Restate verbatim the lines between the one holding "Rebuild this screenshot as a web page, using" and the one holding "<edge-handle></edge-handle>", both included, and no others.

++++ TASK INPUTS ++++

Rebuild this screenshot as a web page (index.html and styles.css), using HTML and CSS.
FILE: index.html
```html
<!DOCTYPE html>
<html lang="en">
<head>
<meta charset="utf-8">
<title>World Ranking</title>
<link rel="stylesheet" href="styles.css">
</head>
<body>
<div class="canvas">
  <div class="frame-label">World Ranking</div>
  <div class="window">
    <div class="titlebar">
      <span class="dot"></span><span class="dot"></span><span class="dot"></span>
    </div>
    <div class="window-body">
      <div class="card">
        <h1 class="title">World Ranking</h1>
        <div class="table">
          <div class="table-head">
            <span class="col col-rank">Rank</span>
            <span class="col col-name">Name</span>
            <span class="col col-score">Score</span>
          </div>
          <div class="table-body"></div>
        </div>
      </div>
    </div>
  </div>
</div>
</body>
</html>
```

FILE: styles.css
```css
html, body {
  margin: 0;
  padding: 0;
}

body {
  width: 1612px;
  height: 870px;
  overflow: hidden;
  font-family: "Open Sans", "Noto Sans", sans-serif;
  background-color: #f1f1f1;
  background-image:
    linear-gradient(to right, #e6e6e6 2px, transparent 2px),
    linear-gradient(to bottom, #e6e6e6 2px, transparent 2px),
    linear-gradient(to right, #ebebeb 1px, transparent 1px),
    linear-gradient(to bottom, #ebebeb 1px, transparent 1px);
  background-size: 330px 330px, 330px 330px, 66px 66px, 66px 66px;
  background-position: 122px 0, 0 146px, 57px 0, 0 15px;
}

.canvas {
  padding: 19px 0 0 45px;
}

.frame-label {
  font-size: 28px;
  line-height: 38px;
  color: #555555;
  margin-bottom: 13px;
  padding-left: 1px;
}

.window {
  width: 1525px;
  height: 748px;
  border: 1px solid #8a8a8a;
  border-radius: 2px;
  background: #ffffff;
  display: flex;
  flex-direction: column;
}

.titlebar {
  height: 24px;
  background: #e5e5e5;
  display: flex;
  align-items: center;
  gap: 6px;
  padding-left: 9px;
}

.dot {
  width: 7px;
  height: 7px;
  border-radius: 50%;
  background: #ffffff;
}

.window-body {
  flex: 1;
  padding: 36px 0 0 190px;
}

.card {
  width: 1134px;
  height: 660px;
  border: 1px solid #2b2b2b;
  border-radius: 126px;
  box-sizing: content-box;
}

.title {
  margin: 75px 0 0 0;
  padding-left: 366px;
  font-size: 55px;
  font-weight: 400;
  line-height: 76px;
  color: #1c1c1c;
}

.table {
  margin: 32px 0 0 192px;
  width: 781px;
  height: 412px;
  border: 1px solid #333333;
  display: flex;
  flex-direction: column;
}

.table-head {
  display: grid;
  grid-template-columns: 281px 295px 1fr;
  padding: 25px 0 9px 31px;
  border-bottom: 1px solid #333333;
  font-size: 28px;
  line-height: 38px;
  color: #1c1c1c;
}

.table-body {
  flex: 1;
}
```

++++
++++ TASK INPUTS ++++

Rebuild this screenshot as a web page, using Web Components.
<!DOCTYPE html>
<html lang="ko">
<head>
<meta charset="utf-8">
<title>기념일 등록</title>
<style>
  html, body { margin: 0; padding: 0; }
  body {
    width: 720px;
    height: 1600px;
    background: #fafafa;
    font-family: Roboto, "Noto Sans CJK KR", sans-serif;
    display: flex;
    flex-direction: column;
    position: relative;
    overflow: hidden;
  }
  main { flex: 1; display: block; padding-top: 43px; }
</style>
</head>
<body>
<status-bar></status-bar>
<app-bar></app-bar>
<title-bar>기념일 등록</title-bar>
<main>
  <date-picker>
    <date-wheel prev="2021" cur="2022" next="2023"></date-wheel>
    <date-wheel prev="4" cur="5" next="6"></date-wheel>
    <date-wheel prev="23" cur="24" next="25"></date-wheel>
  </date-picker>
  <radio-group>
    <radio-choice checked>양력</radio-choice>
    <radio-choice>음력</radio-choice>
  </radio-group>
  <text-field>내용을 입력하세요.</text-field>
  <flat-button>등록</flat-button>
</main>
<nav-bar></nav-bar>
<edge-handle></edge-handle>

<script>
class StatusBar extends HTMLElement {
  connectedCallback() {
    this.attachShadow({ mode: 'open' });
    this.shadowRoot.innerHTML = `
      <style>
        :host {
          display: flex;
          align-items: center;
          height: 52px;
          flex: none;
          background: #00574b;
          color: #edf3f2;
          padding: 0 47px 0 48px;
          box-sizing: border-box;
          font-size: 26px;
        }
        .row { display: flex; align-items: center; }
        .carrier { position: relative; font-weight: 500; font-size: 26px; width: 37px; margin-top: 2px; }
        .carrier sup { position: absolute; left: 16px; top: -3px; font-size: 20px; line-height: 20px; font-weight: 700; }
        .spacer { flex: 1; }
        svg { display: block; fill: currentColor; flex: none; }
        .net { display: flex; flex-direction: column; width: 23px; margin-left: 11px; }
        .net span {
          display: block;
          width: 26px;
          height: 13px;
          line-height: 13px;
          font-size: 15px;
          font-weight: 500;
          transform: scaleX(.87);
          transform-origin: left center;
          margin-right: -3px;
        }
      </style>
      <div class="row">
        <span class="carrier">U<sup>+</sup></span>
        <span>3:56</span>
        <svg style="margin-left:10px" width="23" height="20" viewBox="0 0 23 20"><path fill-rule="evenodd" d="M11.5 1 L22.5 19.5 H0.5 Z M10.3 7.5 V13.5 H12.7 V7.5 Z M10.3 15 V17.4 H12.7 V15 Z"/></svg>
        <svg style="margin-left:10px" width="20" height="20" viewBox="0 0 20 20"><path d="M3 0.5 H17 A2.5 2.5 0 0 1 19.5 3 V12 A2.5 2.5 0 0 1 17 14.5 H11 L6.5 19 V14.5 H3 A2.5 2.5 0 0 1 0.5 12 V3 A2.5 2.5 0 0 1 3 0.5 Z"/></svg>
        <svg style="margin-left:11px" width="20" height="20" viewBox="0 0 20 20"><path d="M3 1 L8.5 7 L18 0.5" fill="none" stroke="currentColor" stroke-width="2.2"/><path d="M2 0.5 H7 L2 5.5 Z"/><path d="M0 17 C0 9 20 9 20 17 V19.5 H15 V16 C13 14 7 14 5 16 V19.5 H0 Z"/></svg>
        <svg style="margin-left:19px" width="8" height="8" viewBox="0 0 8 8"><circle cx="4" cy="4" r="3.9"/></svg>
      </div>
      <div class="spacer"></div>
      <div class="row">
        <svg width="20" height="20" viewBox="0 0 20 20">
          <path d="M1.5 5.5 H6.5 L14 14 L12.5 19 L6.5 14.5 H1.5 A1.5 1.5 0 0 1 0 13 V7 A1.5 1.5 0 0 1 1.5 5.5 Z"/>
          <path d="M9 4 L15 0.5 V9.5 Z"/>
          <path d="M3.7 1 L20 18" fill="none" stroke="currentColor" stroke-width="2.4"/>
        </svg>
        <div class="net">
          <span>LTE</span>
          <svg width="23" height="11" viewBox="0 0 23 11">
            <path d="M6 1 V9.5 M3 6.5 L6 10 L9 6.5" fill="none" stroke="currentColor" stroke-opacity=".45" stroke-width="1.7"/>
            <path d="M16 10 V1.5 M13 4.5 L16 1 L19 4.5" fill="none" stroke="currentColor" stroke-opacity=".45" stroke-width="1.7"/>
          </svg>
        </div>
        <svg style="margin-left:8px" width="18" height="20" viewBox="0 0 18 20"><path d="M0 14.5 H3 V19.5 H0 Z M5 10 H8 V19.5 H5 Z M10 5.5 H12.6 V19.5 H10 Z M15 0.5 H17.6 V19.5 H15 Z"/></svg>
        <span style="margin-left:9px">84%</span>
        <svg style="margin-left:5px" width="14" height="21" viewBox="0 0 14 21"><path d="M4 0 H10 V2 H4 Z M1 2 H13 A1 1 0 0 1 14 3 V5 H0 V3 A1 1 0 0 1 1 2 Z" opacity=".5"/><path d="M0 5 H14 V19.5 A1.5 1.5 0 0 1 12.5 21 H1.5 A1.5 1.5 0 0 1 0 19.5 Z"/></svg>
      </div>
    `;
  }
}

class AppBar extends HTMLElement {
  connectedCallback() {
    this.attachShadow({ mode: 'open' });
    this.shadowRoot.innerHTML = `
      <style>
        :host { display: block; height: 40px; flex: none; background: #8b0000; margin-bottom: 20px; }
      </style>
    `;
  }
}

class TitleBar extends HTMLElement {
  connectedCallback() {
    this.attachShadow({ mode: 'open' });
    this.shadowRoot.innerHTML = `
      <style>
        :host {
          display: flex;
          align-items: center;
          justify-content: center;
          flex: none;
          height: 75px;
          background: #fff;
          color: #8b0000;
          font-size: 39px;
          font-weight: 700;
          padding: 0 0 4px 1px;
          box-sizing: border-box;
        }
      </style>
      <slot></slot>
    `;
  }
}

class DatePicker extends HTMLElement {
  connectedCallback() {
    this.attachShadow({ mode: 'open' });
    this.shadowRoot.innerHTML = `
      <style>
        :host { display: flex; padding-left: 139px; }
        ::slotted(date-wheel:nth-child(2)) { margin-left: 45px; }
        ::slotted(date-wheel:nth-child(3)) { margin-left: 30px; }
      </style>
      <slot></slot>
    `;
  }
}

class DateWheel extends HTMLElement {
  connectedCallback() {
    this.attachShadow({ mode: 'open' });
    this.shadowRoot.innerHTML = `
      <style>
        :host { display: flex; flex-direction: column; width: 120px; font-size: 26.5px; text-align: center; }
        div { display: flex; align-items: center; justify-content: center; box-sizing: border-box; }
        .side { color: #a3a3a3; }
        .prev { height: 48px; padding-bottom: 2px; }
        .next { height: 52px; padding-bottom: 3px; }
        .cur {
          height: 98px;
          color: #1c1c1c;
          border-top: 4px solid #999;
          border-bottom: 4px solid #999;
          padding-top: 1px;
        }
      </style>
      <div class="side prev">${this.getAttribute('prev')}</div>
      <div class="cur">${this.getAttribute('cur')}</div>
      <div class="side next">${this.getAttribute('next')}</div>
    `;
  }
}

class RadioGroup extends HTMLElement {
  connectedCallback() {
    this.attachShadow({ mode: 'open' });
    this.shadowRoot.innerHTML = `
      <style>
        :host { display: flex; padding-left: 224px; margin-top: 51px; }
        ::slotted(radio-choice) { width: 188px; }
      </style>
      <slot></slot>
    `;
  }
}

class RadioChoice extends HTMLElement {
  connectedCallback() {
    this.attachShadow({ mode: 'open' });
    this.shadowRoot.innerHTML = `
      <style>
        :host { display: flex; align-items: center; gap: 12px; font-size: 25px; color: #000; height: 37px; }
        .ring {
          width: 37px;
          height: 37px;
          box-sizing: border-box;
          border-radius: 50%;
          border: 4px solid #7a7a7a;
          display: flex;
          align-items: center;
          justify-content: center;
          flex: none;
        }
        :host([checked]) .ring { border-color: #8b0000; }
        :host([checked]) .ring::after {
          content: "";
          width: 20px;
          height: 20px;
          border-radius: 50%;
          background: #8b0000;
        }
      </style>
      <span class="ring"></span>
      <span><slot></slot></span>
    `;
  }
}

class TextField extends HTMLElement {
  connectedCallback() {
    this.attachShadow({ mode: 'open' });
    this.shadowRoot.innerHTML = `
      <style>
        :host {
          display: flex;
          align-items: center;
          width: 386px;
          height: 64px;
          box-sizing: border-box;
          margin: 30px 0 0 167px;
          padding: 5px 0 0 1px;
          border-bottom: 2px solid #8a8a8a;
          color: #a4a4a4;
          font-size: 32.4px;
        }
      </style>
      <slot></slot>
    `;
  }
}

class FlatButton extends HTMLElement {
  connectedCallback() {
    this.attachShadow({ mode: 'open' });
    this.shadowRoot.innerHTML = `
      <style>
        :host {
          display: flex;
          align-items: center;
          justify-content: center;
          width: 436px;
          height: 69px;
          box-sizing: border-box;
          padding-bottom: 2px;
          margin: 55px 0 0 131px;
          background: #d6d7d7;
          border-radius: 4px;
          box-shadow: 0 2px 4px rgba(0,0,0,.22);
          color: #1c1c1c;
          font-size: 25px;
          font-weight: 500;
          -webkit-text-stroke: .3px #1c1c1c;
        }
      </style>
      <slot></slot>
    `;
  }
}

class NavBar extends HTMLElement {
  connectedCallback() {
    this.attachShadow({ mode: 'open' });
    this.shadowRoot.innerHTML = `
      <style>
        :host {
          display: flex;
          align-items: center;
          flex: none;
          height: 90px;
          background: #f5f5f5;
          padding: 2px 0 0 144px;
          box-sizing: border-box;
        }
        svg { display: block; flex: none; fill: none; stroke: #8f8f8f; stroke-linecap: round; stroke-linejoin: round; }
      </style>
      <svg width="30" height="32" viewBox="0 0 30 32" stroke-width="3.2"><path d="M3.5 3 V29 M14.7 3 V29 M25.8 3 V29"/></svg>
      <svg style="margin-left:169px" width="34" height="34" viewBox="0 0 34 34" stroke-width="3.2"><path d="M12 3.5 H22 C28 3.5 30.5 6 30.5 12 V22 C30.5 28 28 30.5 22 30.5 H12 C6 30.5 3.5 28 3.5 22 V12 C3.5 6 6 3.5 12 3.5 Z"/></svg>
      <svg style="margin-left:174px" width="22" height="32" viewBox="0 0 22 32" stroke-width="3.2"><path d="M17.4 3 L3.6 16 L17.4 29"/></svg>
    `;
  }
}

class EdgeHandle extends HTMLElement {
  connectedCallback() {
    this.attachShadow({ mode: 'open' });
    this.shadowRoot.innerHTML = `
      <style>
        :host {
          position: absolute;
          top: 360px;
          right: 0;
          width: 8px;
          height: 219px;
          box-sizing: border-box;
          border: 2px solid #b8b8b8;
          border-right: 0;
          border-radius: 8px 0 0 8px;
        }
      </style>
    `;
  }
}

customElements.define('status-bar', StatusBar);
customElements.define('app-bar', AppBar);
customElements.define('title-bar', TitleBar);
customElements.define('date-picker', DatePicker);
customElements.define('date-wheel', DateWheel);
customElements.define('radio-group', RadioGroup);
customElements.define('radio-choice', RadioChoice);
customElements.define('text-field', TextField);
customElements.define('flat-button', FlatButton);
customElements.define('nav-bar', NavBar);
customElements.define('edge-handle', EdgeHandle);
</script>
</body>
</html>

++++

EXPECTED ANSWER ▸
Rebuild this screenshot as a web page, using Web Components.
<!DOCTYPE html>
<html lang="ko">
<head>
<meta charset="utf-8">
<title>기념일 등록</title>
<style>
  html, body { margin: 0; padding: 0; }
  body {
    width: 720px;
    height: 1600px;
    background: #fafafa;
    font-family: Roboto, "Noto Sans CJK KR", sans-serif;
    display: flex;
    flex-direction: column;
    position: relative;
    overflow: hidden;
  }
  main { flex: 1; display: block; padding-top: 43px; }
</style>
</head>
<body>
<status-bar></status-bar>
<app-bar></app-bar>
<title-bar>기념일 등록</title-bar>
<main>
  <date-picker>
    <date-wheel prev="2021" cur="2022" next="2023"></date-wheel>
    <date-wheel prev="4" cur="5" next="6"></date-wheel>
    <date-wheel prev="23" cur="24" next="25"></date-wheel>
  </date-picker>
  <radio-group>
    <radio-choice checked>양력</radio-choice>
    <radio-choice>음력</radio-choice>
  </radio-group>
  <text-field>내용을 입력하세요.</text-field>
  <flat-button>등록</flat-button>
</main>
<nav-bar></nav-bar>
<edge-handle></edge-handle>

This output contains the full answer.